Tuesday, October 23, 2012

Madness, I Tell You, Madness!

With all due respect to the Specials, if you're looking for the best British Ska Revival band, you're looking for Madness.

Having not been too taken by the Specials, I waited a little while on Madness. But about five years ago, I downloaded Divine Madness, one of their singles collections, and I must tell you that I did not regret it.

Madness are like a big ball of zany. When I listen to a Madness song, I picture seven funny Cockney pub dwellers dressed in bow ties and bowler hats all standing on the doorstep of a house, and the leader suddenly shouts "Go!" and they burst through the door and start rearranging all the furniture and tilting the paintings on the wall and turning the sinks on and off like the Cat in the Hat, and then they put everything back in place and exit the front door with split-second precision, and the house is completely quiet again and you don't even have time to figure out what just happened.

Madness, a band of seven like the Specials, and featuring lead singer Graham McPherson (otherwise known as Suggs), dubbed their own style of music "the Nutty Sound." Although ska may be a large part of the Nutty Sound, there is no mistaking Madness for mere reggae revivalists. You see, the band also had a prominent fondness for what you might call "music hall" or "Vaudeville." Honking saxophone breaks, plinking piano solos, vibraphones, "horror soundtrack" vocal interjections ... Madness weren't a ska revival band, they were a Victorian-era carnival sideshow!

The band's first single, "The Prince," was released on 2 Tone Records, the label founded by the Specials' keyboardist Jerry Dammers. Apparently, bands could sign a contract with 2 Tone allowing them to leave the label after releasing just one single, which is what Madness ultimately did. But artistically, the connection between the two groups would remain.



"One Step Beyond..." Madness' second single and first UK Top 10 hit, was, more importantly, the opening track on their debut album, and it functioned as the perfect statement of purpose. "Hey you! Don't watch that, watch this! This is the heavy heavy monster sound!" And with that ... they're off. Before the fat kid in bed can even figure out what's going on, the song comes to a crashing halt. I can just see young, impressionable British children sitting in front of their TVs at home in 1980, seeing this for the first time, thinking, "Wait, who were those guys?"

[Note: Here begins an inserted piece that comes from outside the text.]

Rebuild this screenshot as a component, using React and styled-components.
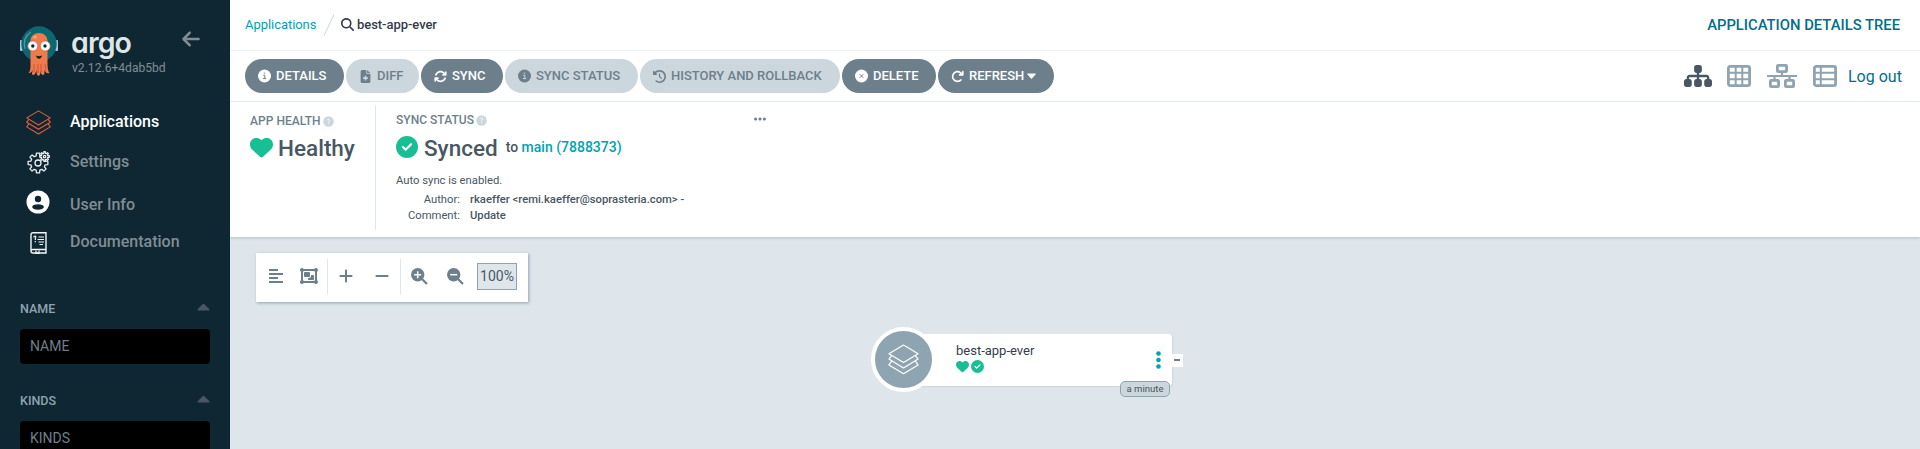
import React from 'react';
import styled, { createGlobalStyle } from 'styled-components';
import {
  FaArrowLeft, FaFileMedical, FaArrowsRotate, FaClockRotateLeft, FaArrowRotateRight,
  FaSitemap, FaHeart, FaCircleCheck,
  FaObjectGroup, FaPlus, FaMinus, FaEllipsis, FaMagnifyingGlass,
} from 'react-icons/fa6';

const Global = createGlobalStyle`
  *, *::before, *::after { box-sizing: border-box; }
  body { margin: 0; overflow: hidden; font-family: Roboto, "Liberation Sans", sans-serif; color: #363c4a; }
  svg { display: block; flex: none; }
`;

const Page = styled.div`display: flex; width: 1920px; height: 449px; overflow: hidden;`;

/* Sidebar */
const Sidebar = styled.aside`width: 230px; flex: none; background: #0f2733; padding: 26px 20px 0; overflow: hidden;`;
const Brand = styled.div`display: flex; height: 77px;`;
const BrandText = styled.div`margin-left: 13px; width: 110px; flex: none;`;
const Wordmark = styled.div`
  height: 36px; line-height: 34px; font-family: Inter, sans-serif; font-size: 28.5px; font-weight: 600;
  font-feature-settings: "cv11"; letter-spacing: -0.9px; color: #dee6e6;
`;
const Version = styled.div`font-size: 12.1px; line-height: 14px; color: #818d94; margin: -1px 0 0 1px; white-space: nowrap;`;
const Collapse = styled.div`color: #818d94; margin-top: 3px;`;
const NavItem = styled.a`
  display: flex; align-items: center; height: ${p => p.$h}px; font-size: 16px; font-weight: 500;
  color: ${p => (p.$active ? '#fff' : '#818d94')};
`;
const NavIcon = styled.span`width: 50px; padding-left: ${p => p.$left || 6}px; margin-top: ${p => p.$shift || 0}px;`;
const Filter = styled.section`margin-top: ${p => p.$top}px;`;
const FilterHead = styled.div`
  display: flex; justify-content: space-between; align-items: center; height: 20px;
  font-size: 12.5px; font-weight: 500; color: #8fa4b1;
  svg { margin-top: -3px; }
`;
const FilterBox = styled.div`
  margin-top: 11px; height: 35px; border-radius: 4px; background: #000; color: #6d7f8b;
  font-size: 14px; line-height: 35px; padding-left: 10px;
`;

/* Header bars */
const Main = styled.main`flex: 1; min-width: 0; display: flex; flex-direction: column; background: #dee6eb; overflow: hidden;`;
const TopBar = styled.header`
  height: 51px; flex: none; background: #fff; border-bottom: 1px solid #eff3f5; display: flex; align-items: center;
  justify-content: space-between; padding: 0 20px 1px 15px;
`;
const Crumbs = styled.div`display: flex; align-items: center; font-size: 13px; font-weight: 500; line-height: 20px;`;
const CrumbLink = styled.a`color: #00a2b3; font-weight: 400; width: 78px; letter-spacing: -0.05px;`;
const Current = styled.span`margin-left: 3px; letter-spacing: -0.05px;`;
const PageTitle = styled.div`font-size: 14.8px; font-weight: 500; color: #006f8a;`;
const ActionBar = styled.div`
  height: 51px; flex: none; background: #fff; border-bottom: 1px solid #eff3f5; display: flex; align-items: center;
  justify-content: space-between; padding: 0 19px 0 15px;
`;
const Actions = styled.div`display: flex; gap: 2px;`;
const Button = styled.button`
  width: ${p => p.$w}px; height: 34px; border: 0; border-radius: 17px; padding: 0 0 0 13px;
  display: flex; align-items: center; gap: 5px; font: 500 13px/34px Roboto, sans-serif; white-space: nowrap;
  color: ${p => (p.$muted ? '#6d7f8b' : '#fff')}; background: ${p => (p.$muted ? '#ccd6dd' : '#6d7f8b')};
`;
const MenuMark = styled.span`margin-left: -2px;`;
const Views = styled.div`display: flex; align-items: center;`;
const View = styled.span`color: ${p => (p.$active ? '#495763' : '#8fa4b1')}; margin-right: ${p => p.$gap}px;`;
const Logout = styled.a`font-size: 16px; color: #006f8a; width: 53px; white-space: nowrap;`;

/* Status panel */
const Status = styled.section`
  height: 135px; flex: none; background: #fff; display: flex; padding: 3px 0 0 20px;
  box-shadow: 0 1px 3px #b4c0c8; z-index: 1; color: #495763;
`;
const Health = styled.div`width: 126px; height: 125px; border-right: 1px solid #dee6eb; padding-top: 8px;`;
const Sync = styled.div`width: 391px; padding: 7px 0 0 20px;`;
const Label = styled.div`
  display: flex; align-items: center; gap: 2px; height: 16px; font-size: 12px; font-weight: 500; color: #6d7f8b;
  letter-spacing: 0.03px;
`;
const LabelRow = styled.div`display: flex; justify-content: space-between;`;
const More = styled.span`color: #6d7f8b;`;
const State = styled.div`
  display: flex; align-items: center; font-size: 22.5px; font-weight: 500; height: 28px; margin-top: ${p => p.$top}px; gap: ${p => p.$gap}px;
  svg { color: #18be94; margin-top: -2px; }
`;
const Target = styled.span`font-size: 14px; margin: -2px 0 0 2px; a { color: #00a2b3; }`;
const Note = styled.div`font-size: 11.25px; line-height: 16px; margin-top: 11px;`;
const Meta = styled.dl`
  margin: 3px 0 0; display: grid; grid-template-columns: 64px 1fr; column-gap: 10px; font-size: 11.25px; line-height: 16px;
  dt { text-align: right; } dd { margin: 0; font-weight: 500; white-space: nowrap; }
`;

/* Resource tree */
const Canvas = styled.section`position: relative; flex: 1;`;
const ZoomBar = styled.div`
  position: absolute; left: 26px; top: 16px; width: 272px; height: 49px; background: #fff; color: #6d7f8b;
  box-shadow: 1px 1px 3px #8fa4b1; display: flex; align-items: center; padding: 0 0 3px 13px;
`;
const Tool = styled.span`margin-right: ${p => p.$gap}px;`;
const Rule = styled.span`width: 1px; height: 36px; background: #dee6eb; margin: 2px 10px 0 0;`;
const Percent = styled.span`
  width: 40px; height: 27px; border: 1px solid #8fa4b1; background: #dee6eb; font-size: 14px; line-height: 25px;
  text-align: center; color: #495763; margin-top: 1px;
`;
const Node = styled.div`
  position: absolute; left: 674px; top: 97px; width: 268px; height: 52px; background: #fff; border-radius: 4px;
  box-shadow: 1px 1px 1px #ccd6dd; padding: 8px 0 0 52px;
`;
const Kind = styled.div`
  position: absolute; left: -33px; top: -7px; width: 65px; height: 65px; border-radius: 50%; border: 4px solid #fff;
  background: #8fa4b1; display: grid; place-items: center;
`;
const NodeName = styled.div`font-size: 13px; line-height: 17px;`;
const NodeState = styled.div`display: flex; align-items: center; gap: 2px; color: #18be94; margin-top: 1px;`;
const NodeMenu = styled.div`position: absolute; left: 252px; top: 17px;`;
const Age = styled.div`
  position: absolute; right: 2px; top: 47px; width: 50px; height: 16px; border: 1px solid #8fa4b1; border-radius: 5px;
  background: #ccd6dd; font-size: 9.6px; line-height: 14px; text-align: center; color: #495763; white-space: nowrap;
`;
const Toggle = styled.div`
  position: absolute; left: 268px; top: 20px; width: 11px; height: 13px; background: #fff; padding: 5px 0 0 2px;
  &::before { content: ''; display: block; width: 6px; height: 2px; background: #6d7f8b; }
`;

const Layers = ({ size, color, width = 1 }) => (
  <svg width={size} height={size} viewBox="0 0 24 24" fill="none" stroke={color} strokeWidth={width} strokeLinejoin="round">
    <path d="M12 .8 23.3 7.6 12 14.4.7 7.6Z" />
    <path d="M2.8 9 .7 11.7 12 18.5l11.3-6.8L21.2 9M2.8 13.2.7 16.2 12 23l11.3-6.8-2.1-3" />
  </svg>
);

const Mascot = () => (
  <svg width="38" height="50" viewBox="0 0 38 50">
    <rect x="0" y="14" width="3" height="11" rx="1" fill="#9ecbd9" />
    <rect x="35" y="14" width="3" height="11" rx="1" fill="#9ecbd9" />
    <circle cx="19" cy="18" r="17.700" fill="#17627a" />
    <circle cx="19" cy="18" r="16" fill="#08696f" />
    <path d="M5 23C3 15 6 9 11 6" fill="none" stroke="#4e9aa0" strokeWidth="1.3" />
    <path d="M10.500 38V15c0-5 4-8 8.500-8s8.500 3 8.500 8v23c0 5 1 8 2 9-3 1-4-1-5-3 0 3 0 4-1 5-2 0-3-2-3-5 0 3 0 5-2 6-2-1-2-3-2-6-1 4-2 5-4 5-1-1 0-3 0-5-1 3-3 3-4 3 2-2 2-5 2-9Z" fill="#ef7b4d" />
    <path d="M14 38v8M18 38v9M21 38v8M25 38l1 7" stroke="#c94a35" strokeWidth=".8" />
    <ellipse cx="15" cy="11" rx="2" ry="1.5" fill="#f7a37d" />
    <circle cx="12.8" cy="20" r="5" fill="#fff" stroke="#df593e" strokeWidth=".7" />
    <circle cx="25.2" cy="20" r="5" fill="#fff" stroke="#df593e" strokeWidth=".7" />
    <circle cx="12.8" cy="20" r="1.7" fill="#082a36" />
    <circle cx="25" cy="20" r="1.7" fill="#082a36" />
    <path d="M16 29.5c2 1 4 1 6 0-.5 4-5 4.500-6 0Z" fill="#161b25" />
  </svg>
);

const gear = (cx, cy, r, teeth, depth) => {
  const pts = [];
  for (let i = 0; i < teeth; i += 1) {
    [[-0.32, 0], [-0.2, depth], [0.2, depth], [0.32, 0]].forEach(([o, d]) => {
      const a = ((i + o) * 2 * Math.PI) / teeth;
      pts.push(`${(cx + (r + d) * Math.cos(a)).toFixed(2)},${(cy + (r + d) * Math.sin(a)).toFixed(2)}`);
    });
  }
  return pts.join(' ');
};

const Gears = () => (
  <svg width="23" height="23" viewBox="0 0 23 23" fill="none" stroke="#e9eef0" strokeWidth="1.3" strokeLinejoin="round">
    <polygon points={gear(11, 12, 7.4, 8, 2.600)} />
    <circle cx="11" cy="12" r="3" />
    <polygon points={gear(17.600, 5.500, 3.300, 8, 1.500)} fill="#0f2733" />
    <circle cx="17.600" cy="5.500" r="1.200" />
  </svg>
);

const UserBadge = () => (
  <svg width="24" height="24" viewBox="0 0 24 24">
    <circle cx="12" cy="12" r="11.500" fill="#fff" />
    <circle cx="12" cy="9" r="3.200" fill="#0f2733" />
    <ellipse cx="12" cy="17" rx="5.800" ry="2.700" fill="#0f2733" />
  </svg>
);

const Manual = () => (
  <svg width="17" height="22" viewBox="0 0 17 22" fill="none" stroke="#f2f6f7" strokeWidth="1.400">
    <path d="M1 19V2.500Q1 .8 3 .8H16V17.500H3Q1 17.500 1 19.200T3 21H16V17.500" />
    <path d="M8.500 5H14M7.500 7.500H14M8.500 10H14M9.500 12.500H13" strokeWidth="1.200" />
    <path d="M3.800 5.500Q4 4 5.200 4.200T5.300 6.600V8M5.300 9V10.200M6 18.500V22L7.500 21 9 22V18.500" strokeWidth="1.200" />
  </svg>
);

const Caret = ({ down, color = '#495763', w = 13 }) => (
  <svg width={w} height={down ? 6 : 8} viewBox="0 0 13 8" preserveAspectRatio="none" fill={color}>
    {down ? <path d="M1 .8H12Q13 1 12.300 1.900L7.200 7.200Q6.500 7.800 5.800 7.200L.7 1.900Q0 1 1 .8Z" />
      : <path d="M1 7.500H12Q13 7.200 12.300 6.300L7.200 1Q6.500.4 5.800 1L.7 6.300Q0 7.200 1 7.500Z" />}
  </svg>
);

const InfoDot = ({ hole }) => (
  <svg width="13" height="14" viewBox="0 0 13 14">
    <circle cx="6.500" cy="7" r="6.500" fill="currentColor" />
    <path d="M5.700 4.200h1.500M5.300 6.300h1.500v3M5 9.600h3.200" stroke={hole} strokeWidth="1" fill="none" />
  </svg>
);

const HelpDot = () => (
  <svg width="11" height="11" viewBox="0 0 11 11">
    <circle cx="5.500" cy="5.500" r="5.200" fill="#ccd6dd" />
    <path d="M4.200 4.300Q4.400 3.300 5.500 3.300T6.700 4.400Q6.700 5 5.500 5.600V6.300M5.500 7.200V8.100" stroke="#fff" strokeWidth=".9" fill="none" />
  </svg>
);

const CrossDot = () => (
  <svg width="13" height="14" viewBox="0 0 13 14">
    <circle cx="6.500" cy="7" r="6.500" fill="#fff" />
    <path d="m4.700 5.200 3.600 3.600m0-3.600-3.600 3.600" stroke="#6d7f8b" strokeWidth="1" />
  </svg>
);

const SlashMark = styled.svg`margin-right: 6px;`;
const Slash = () => (
  <SlashMark width="12" height="22" viewBox="0 0 12 22"><path d="M1 21.500 11 .5" stroke="#ccd6dd" strokeWidth="1" /></SlashMark>
);

/* View switcher icons */
const GridIcon = () => (
  <svg width="24" height="22" viewBox="0 0 24 22" fill="none" stroke="currentColor">
    <rect x="1.400" y="1.400" width="21.200" height="19.200" rx="1.800" strokeWidth="2.800" />
    <path d="M1 7.700h22M1 14.300h22M8.700 1v20M15.300 1v20" strokeWidth="2" />
  </svg>
);

const ListIcon = () => (
  <svg width="24" height="22" viewBox="0 0 24 22" fill="none" stroke="currentColor">
    <rect x="1.400" y="1.400" width="21.200" height="19.200" rx="1.800" strokeWidth="2.800" />
    <path d="M1 7.700h22M1 14.300h22M7.800 1v20" strokeWidth="2" />
  </svg>
);

const NetworkIcon = () => (
  <svg width="30" height="24" viewBox="0 0 30 24" fill="none" stroke="currentColor" strokeWidth="2.800">
    <rect x="10.400" y="1.400" width="9.200" height="6.200" rx=".8" />
    <rect x="3.400" y="16.400" width="8.200" height="6.200" rx=".8" />
    <rect x="18.400" y="16.400" width="8.200" height="6.200" rx=".8" />
    <path d="M0 12h30M15 8v4M7.500 12v4M22.500 12v4" strokeWidth="2.200" />
  </svg>
);

const AlignLines = () => (
  <svg width="14" height="15" viewBox="0 0 14 15" fill="none" stroke="#6d7f8b" strokeWidth="2"><path d="M0 1h9M0 5h14M0 9h9M0 13h14" /></svg>
);

const Lens = ({ plus }) => (
  <svg width="17" height="17" viewBox="0 0 17 17">
    <circle cx="6.700" cy="6.700" r="6.700" fill="#6d7f8b" />
    <path d="m11 11 5 5" stroke="#6d7f8b" strokeWidth="2.200" />
    <path d={plus ? 'M3.200 6.700h7M6.700 3.200v7' : 'M3.200 6.700h7'} stroke="#fff" strokeWidth="1.500" />
  </svg>
);

const Dots = () => (
  <svg width="5" height="18" viewBox="0 0 5 18" fill="#00a2b3"><circle cx="2.500" cy="2.500" r="2.300" /><circle cx="2.500" cy="9" r="2.300" /><circle cx="2.500" cy="15.500" r="2.300" /></svg>
);

export default function App() {
  return (
    <Page>
      <Global />
      <Sidebar>
        <Brand>
          <Mascot />
          <BrandText>
            <Wordmark>argo</Wordmark>
            <Version>v2.12.6+4dab5bd</Version>
          </BrandText>
          <Collapse><FaArrowLeft size={20} /></Collapse>
        </Brand>
        <NavItem $h={36} $active><NavIcon $shift={2}><Layers size={25} color="#e6603f" /></NavIcon>Applications</NavItem>
        <NavItem $h={44}><NavIcon $left={7} $shift={3}><Gears /></NavIcon>Settings</NavItem>
        <NavItem $h={42}><NavIcon $shift={-5}><UserBadge /></NavIcon>User Info</NavItem>
        <NavItem $h={32}><NavIcon $left={10} $shift={3}><Manual /></NavIcon>Documentation</NavItem>
        <Filter $top={41}>
          <FilterHead>NAME<Caret /></FilterHead>
          <FilterBox>NAME</FilterBox>
        </Filter>
        <Filter $top={26}>
          <FilterHead>KINDS<Caret /></FilterHead>
          <FilterBox>KINDS</FilterBox>
        </Filter>
      </Sidebar>
      <Main>
        <TopBar>
          <Crumbs>
            <CrumbLink>Applications</CrumbLink>
            <Slash />
            <FaMagnifyingGlass size={13} />
            <Current>best-app-ever</Current>
          </Crumbs>
          <PageTitle>APPLICATION DETAILS TREE</PageTitle>
        </TopBar>
        <ActionBar>
          <Actions>
            <Button $w={99}><InfoDot hole="#6d7f8b" />DETAILS</Button>
            <Button $w={73} $muted><FaFileMedical size={13} />DIFF</Button>
            <Button $w={82}><FaArrowsRotate size={13} />SYNC</Button>
            <Button $w={133} $muted><InfoDot hole="#ccd6dd" />SYNC STATUS</Button>
            <Button $w={200} $muted><FaClockRotateLeft size={13} />HISTORY AND ROLLBACK</Button>
            <Button $w={94}><CrossDot />DELETE</Button>
            <Button $w={116}><FaArrowRotateRight size={13} />REFRESH<MenuMark><Caret down color="#fff" w={9} /></MenuMark></Button>
          </Actions>
          <Views>
            <View $active $gap={15}><FaSitemap size={28} /></View>
            <View $gap={16}><GridIcon /></View>
            <View $gap={16}><NetworkIcon /></View>
            <View $gap={11}><ListIcon /></View>
            <Logout>Log out</Logout>
          </Views>
        </ActionBar>
        <Status>
          <Health>
            <Label>APP HEALTH<HelpDot /></Label>
            <State $top={5} $gap={5}><FaHeart size={23} />Healthy</State>
          </Health>
          <Sync>
            <LabelRow>
              <Label>SYNC STATUS<HelpDot /></Label>
              <More><FaEllipsis size={14} /></More>
            </LabelRow>
            <State $top={6} $gap={6}><FaCircleCheck size={22} />Synced<Target>to <a>main (7888373)</a></Target></State>
            <Note>Auto sync is enabled.</Note>
            <Meta>
              <dt>Author:</dt><dd>rkaeffer &lt;remi.kaeffer@soprasteria.com&gt; -</dd>
              <dt>Comment:</dt><dd>Update</dd>
            </Meta>
          </Sync>
        </Status>
        <Canvas>
          <ZoomBar>
            <Tool $gap={17}><AlignLines /></Tool>
            <Tool $gap={9}><FaObjectGroup size={18} /></Tool>
            <Rule />
            <Tool $gap={20}><FaPlus size={16} /></Tool>
            <Tool $gap={10}><FaMinus size={16} /></Tool>
            <Rule />
            <Tool $gap={19}><Lens plus /></Tool>
            <Tool $gap={13}><Lens /></Tool>
            <Percent>100%</Percent>
          </ZoomBar>
          <Node>
            <Kind><Layers size={31} color="#fff" width={0.9} /></Kind>
            <NodeName>best-app-ever</NodeName>
            <NodeState><FaHeart size={13} /><FaCircleCheck size={13} /></NodeState>
            <NodeMenu><Dots /></NodeMenu>
            <Age>a minute</Age>
            <Toggle />
          </Node>
        </Canvas>
      </Main>
    </Page>
  );
}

"Those guys" were Madness, my friends, and they were here to stay. Pressured by their new record company, the group released another track from One Step Beyond..., "Night Boat To Cairo," as the headlining cut of an EP. Something tells me the band didn't actually travel to Egypt to film this clip:
After the decision to issue the Work Rest and Play EP, a promotional music video was needed. However, there was a lack of time before the release, and not enough to make an effective video. Therefore, Madness filmed a karaoke type video in front of a blatantly chroma keyed backdrop of an Egyptian pyramid, with the lyrics appearing on screen in "bouncing ball" style as Suggs sang them.  During the long instrumental sections of the song, the band often ran around the set, marching and performing their signature "Nutty Train".

Despite the video's poor effects and unprofessional feel, it became very popular with fans, possibly due to the carefree nature and fooling around of the band onscreen (likely attributable to the large amount of alcohol they consumed while filming).
I see. Let's hear it for the bouncing ball, because without it, I genuinely could not decipher these lyrics. In my head it was always "Something something something ... banks of the River Nile ... something something."



But just as the world thought it was picking up on Madness' whole modus operandi, their third single, "My Girl," revealed a quieter, more vulnerable, more observational side to the group:
My girl's mad at me
Been on the telephone for an hour
We hardly said a word
I tried and tried but I could not be heard

Why can't I explain?
Why do I feel this pain?
'Cause everything I say
She doesn't understand
She doesn't realize
She takes it all the wrong way


"Pain"? "Wrong"? Who kidnapped Madness and fed them downers? At the time, the downbeat nature of "My Girl" probably seemed like an exception to the nuttiness. In truth, it was a sign of things to come.